With that said, the class async
setup does start to break down a little the moment you need to expose the output to another process. In such a case, you need to pass a Channel
around somehow so the result can be sent over the channel.
To put it differently, there's some interesting opposites at play here:
Structured concurrency using the proposed async
/ spawn
reduces boilerplate for fork-join style workloads, but requires a bit of extra boilerplate for long-lived processes. Long-lived processes in turn suffer from the exact opposite: they require more boilerplate for short-lived tasks, but for long-lived tasks it sort of evens out.
Another thing worth noting: when looking at code, async
/spawn
makes it clear we're starting a bunch of processes and waiting for them to finish. With class async
this isn't clear because the syntax for spawning processes is the same as creating instances of regular classes. It's also not clear when the process finishes running.

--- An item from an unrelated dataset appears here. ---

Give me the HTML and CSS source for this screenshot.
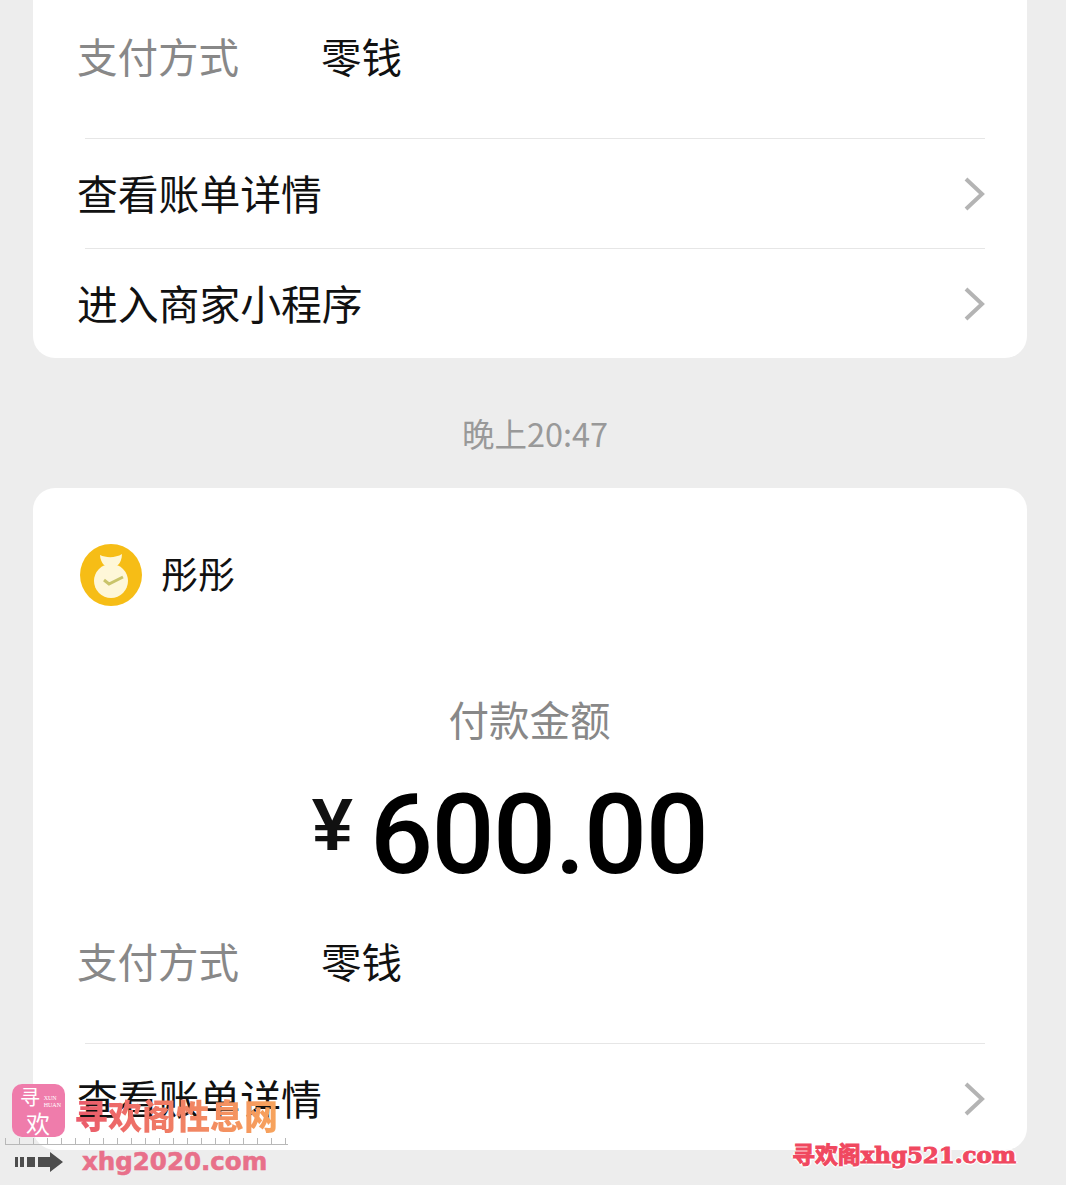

Another thought: structured concurrency is nice, but if the only benefit is that after an async
all processes are joined, then I'm not sure that's that much of a benefit. Or to put it differently, runaway processes/threads aren't that common of a problem.
In addition, channels were introduced to make fork-join workflows easier, but this sort of violates the general idea of actors. An alternative would be to (re)introduce the Future
type, but also introduce a Futures
type that allows for efficient "polling" of multiple futures.
A fully async model would be nicer, but this won't work well for fork-join workflows as the capabilities/messages of the calling process aren't necessarily known, so there's no way for child processes to communicate back their results.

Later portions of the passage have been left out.